Postgresql – Am I supposed to let PG know in advance before I back up its datadir

backuppostgresql

I run PostgreSQL on Windows. Its data dir is located in "My documents". I often back up that entire dir tree (among others) with ROBOCOPY, which "robustly" copies the dir tree to local and external disks.

Since PG is running at the same time as my ROBOCOPY script, I just had the idea that maybe this is not safe? Should I "let PG know" that I'm about to back up/copy its data dir, and then let it know when I'm done? Or is that unnecessary? Maybe even not a "thing" at all?

It strikes me that it could theoretically be bad if PG is writing to its database files while ROBOCOPY is also copying the same files. But maybe this has been solved fully 30 years ago and I'm just still stuck in early 1990s computing thinking.

I also (separately) use pg_dump regularly. The idea of shutting down PG entirely many times a day is not an attractive one.

Best Answer

In order to create a usable online file system backup, you have to do one of the following:

  • Run pg_basebackup with -X stream (the default in later versions). That will do everything for you.

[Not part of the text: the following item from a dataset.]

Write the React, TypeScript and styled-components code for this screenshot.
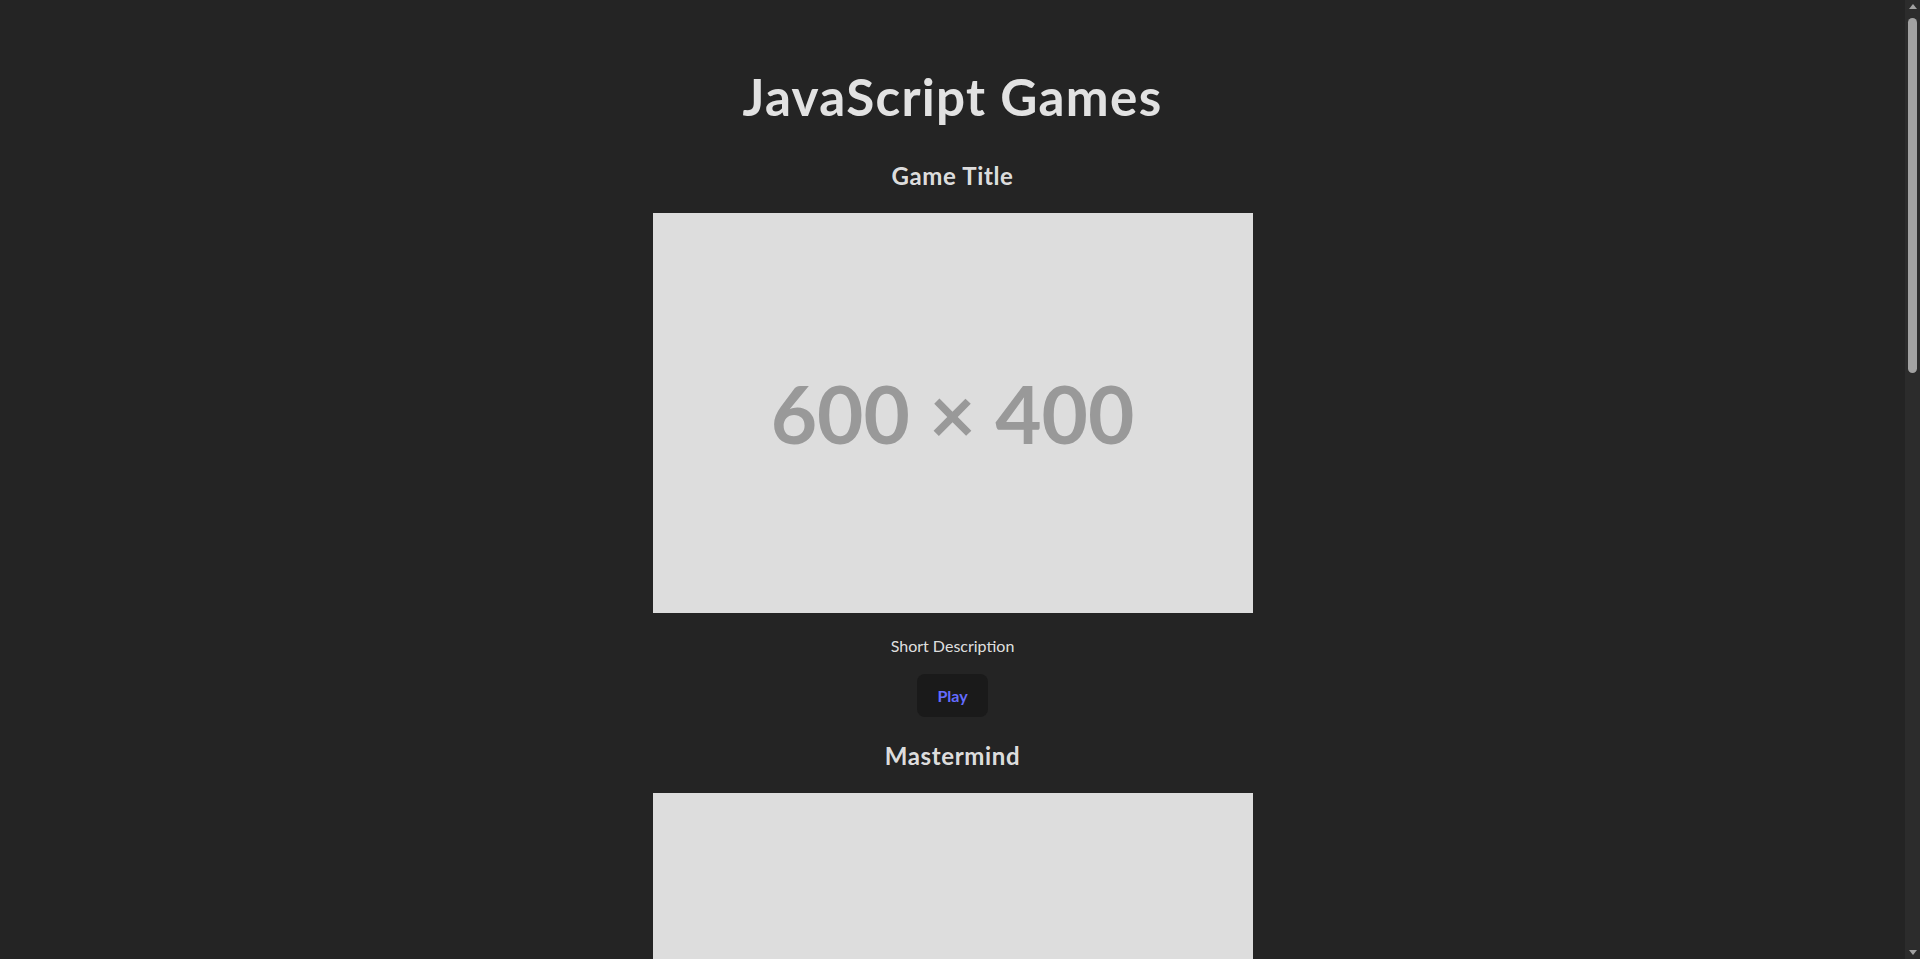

  • If you want to use this Robocopy, you have to use the low-level API:

    • enable WAL archiving by setting archive_mode and archive_command to archive WAL segments (you might use Robocopy there)

    • run SELECT pg_start_backup('label'); to get the database into backup mode

    • backup the data directory with Robocopy

    • end backup mode with SELECT pg_stop_backup();

    To recover, you wilk have to use restore_command

    Note that I showed you the comparatively simple deprecated "exclusive backup", the "non-exclusive backup" is somewhat more complicated.

Consult the documentation for details.